Transcribe every line exactly and omit anything that is a picture.

--- BEGIN ---

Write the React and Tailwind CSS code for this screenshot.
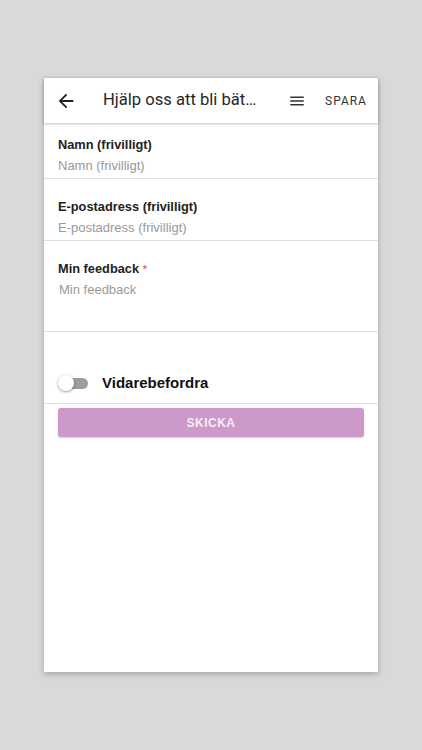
import React from "react";

export default function App() {
  return (
    <div className="w-[422px] h-[750px] bg-[#d9d9d9] pt-[78px] pl-[44px]" style={{ fontFamily: '"Liberation Sans", Arial, sans-serif' }}>
      <div className="w-[334px] h-[594px] bg-white shadow-[0_2px_6px_rgba(0,0,0,0.25)] flex flex-col">
        <div className="h-[45px] flex items-center shadow-[0_1px_3px_rgba(0,0,0,0.25)] relative z-10" style={{ fontFamily: 'Roboto, "Liberation Sans", sans-serif' }}>
          <div className="ml-[11px] w-[22px] h-[22px] flex">
            <svg width="22" height="22" viewBox="0 0 24 24"><path d="M20 11H7.83l5.59-5.59L12 4l-8 8 8 8 1.41-1.41L7.83 13H20v-2z" fill="#222" /></svg>
          </div>
          <div className="ml-[26px] text-[16.6px] text-[#262626] w-[160px] whitespace-nowrap overflow-hidden">Hjälp oss att bli bät…</div>
          <div className="ml-[25px] flex items-center">
            <svg width="18" height="18" viewBox="0 0 24 24"><path d="M3 18h18v-2H3v2zm0-5h18v-2H3v2zm0-7v2h18V6H3z" fill="#333" /></svg>
          </div>
          <div className="ml-[19px] text-[12px] tracking-[1px] text-[#333]">SPARA</div>
        </div>
        <div className="h-[56px] border-b border-[#e0e0e0] pl-[14px] pt-[14px]">
          <div className="text-[12.8px] font-bold text-[#222] leading-[16px]">Namn (frivilligt)</div>
          <div className="text-[13px] text-[#999] leading-[16px] mt-[5px]">Namn (frivilligt)</div>
        </div>
        <div className="h-[62px] border-b border-[#e0e0e0] pl-[14px] pt-[20px]">
          <div className="text-[12.8px] font-bold text-[#222] leading-[16px]">E-postadress (frivilligt)</div>
          <div className="text-[13px] text-[#999] leading-[16px] mt-[5px]">E-postadress (frivilligt)</div>
        </div>
        <div className="h-[91px] border-b border-[#e0e0e0] pl-[14px] pt-[20px]">
          <div className="text-[12.8px] font-bold text-[#222] leading-[16px]">Min feedback <span className="text-[#e57373] text-[11px] align-top">*</span></div>
          <div className="text-[13px] text-[#999] leading-[16px] mt-[5px] pl-[1px]">Min feedback</div>
        </div>
        <div className="h-[72px] border-b border-[#e0e0e0] flex items-end pb-[12px] pl-[14px]">
          <div className="relative w-[31px] h-[16px] flex items-center">
            <div className="w-[28px] h-[11px] rounded-full bg-[#9e9e9e] ml-[2px]" />
            <div className="absolute left-0 top-0 w-[16px] h-[16px] rounded-full bg-white shadow-[0_1px_3px_rgba(0,0,0,0.4)]" />
          </div>
          <div className="ml-[13px] text-[15px] font-bold text-[#111] leading-[16px]">Vidarebefordra</div>
        </div>
        <div className="px-[14px] pt-[4px]">
          <div className="h-[29px] rounded-[3px] bg-[#cc99c9] shadow-[0_1px_2px_rgba(0,0,0,0.2)] flex items-center justify-center text-[#f6ecf5] text-[12px] font-bold tracking-[0.5px]">SKICKA</div>
        </div>
      </div>
    </div>
  );
}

--- END ---

CORRECT RESPONSE -
Write the React and Tailwind CSS code for this screenshot.
import React from "react";

export default function App() {
  return (
    <div className="w-[422px] h-[750px] bg-[#d9d9d9] pt-[78px] pl-[44px]" style={{ fontFamily: '"Liberation Sans", Arial, sans-serif' }}>
      <div className="w-[334px] h-[594px] bg-white shadow-[0_2px_6px_rgba(0,0,0,0.25)] flex flex-col">
        <div className="h-[45px] flex items-center shadow-[0_1px_3px_rgba(0,0,0,0.25)] relative z-10" style={{ fontFamily: 'Roboto, "Liberation Sans", sans-serif' }}>
          <div className="ml-[11px] w-[22px] h-[22px] flex">
            <svg width="22" height="22" viewBox="0 0 24 24"><path d="M20 11H7.83l5.59-5.59L12 4l-8 8 8 8 1.41-1.41L7.83 13H20v-2z" fill="#222" /></svg>
          </div>
          <div className="ml-[26px] text-[16.6px] text-[#262626] w-[160px] whitespace-nowrap overflow-hidden">Hjälp oss att bli bät…</div>
          <div className="ml-[25px] flex items-center">
            <svg width="18" height="18" viewBox="0 0 24 24"><path d="M3 18h18v-2H3v2zm0-5h18v-2H3v2zm0-7v2h18V6H3z" fill="#333" /></svg>
          </div>
          <div className="ml-[19px] text-[12px] tracking-[1px] text-[#333]">SPARA</div>
        </div>
        <div className="h-[56px] border-b border-[#e0e0e0] pl-[14px] pt-[14px]">
          <div className="text-[12.8px] font-bold text-[#222] leading-[16px]">Namn (frivilligt)</div>
          <div className="text-[13px] text-[#999] leading-[16px] mt-[5px]">Namn (frivilligt)</div>
        </div>
        <div className="h-[62px] border-b border-[#e0e0e0] pl-[14px] pt-[20px]">
          <div className="text-[12.8px] font-bold text-[#222] leading-[16px]">E-postadress (frivilligt)</div>
          <div className="text-[13px] text-[#999] leading-[16px] mt-[5px]">E-postadress (frivilligt)</div>
        </div>
        <div className="h-[91px] border-b border-[#e0e0e0] pl-[14px] pt-[20px]">
          <div className="text-[12.8px] font-bold text-[#222] leading-[16px]">Min feedback <span className="text-[#e57373] text-[11px] align-top">*</span></div>
          <div className="text-[13px] text-[#999] leading-[16px] mt-[5px] pl-[1px]">Min feedback</div>
        </div>
        <div className="h-[72px] border-b border-[#e0e0e0] flex items-end pb-[12px] pl-[14px]">
          <div className="relative w-[31px] h-[16px] flex items-center">
            <div className="w-[28px] h-[11px] rounded-full bg-[#9e9e9e] ml-[2px]" />
            <div className="absolute left-0 top-0 w-[16px] h-[16px] rounded-full bg-white shadow-[0_1px_3px_rgba(0,0,0,0.4)]" />
          </div>
          <div className="ml-[13px] text-[15px] font-bold text-[#111] leading-[16px]">Vidarebefordra</div>
        </div>
        <div className="px-[14px] pt-[4px]">
          <div className="h-[29px] rounded-[3px] bg-[#cc99c9] shadow-[0_1px_2px_rgba(0,0,0,0.2)] flex items-center justify-center text-[#f6ecf5] text-[12px] font-bold tracking-[0.5px]">SKICKA</div>
        </div>
      </div>
    </div>
  );
}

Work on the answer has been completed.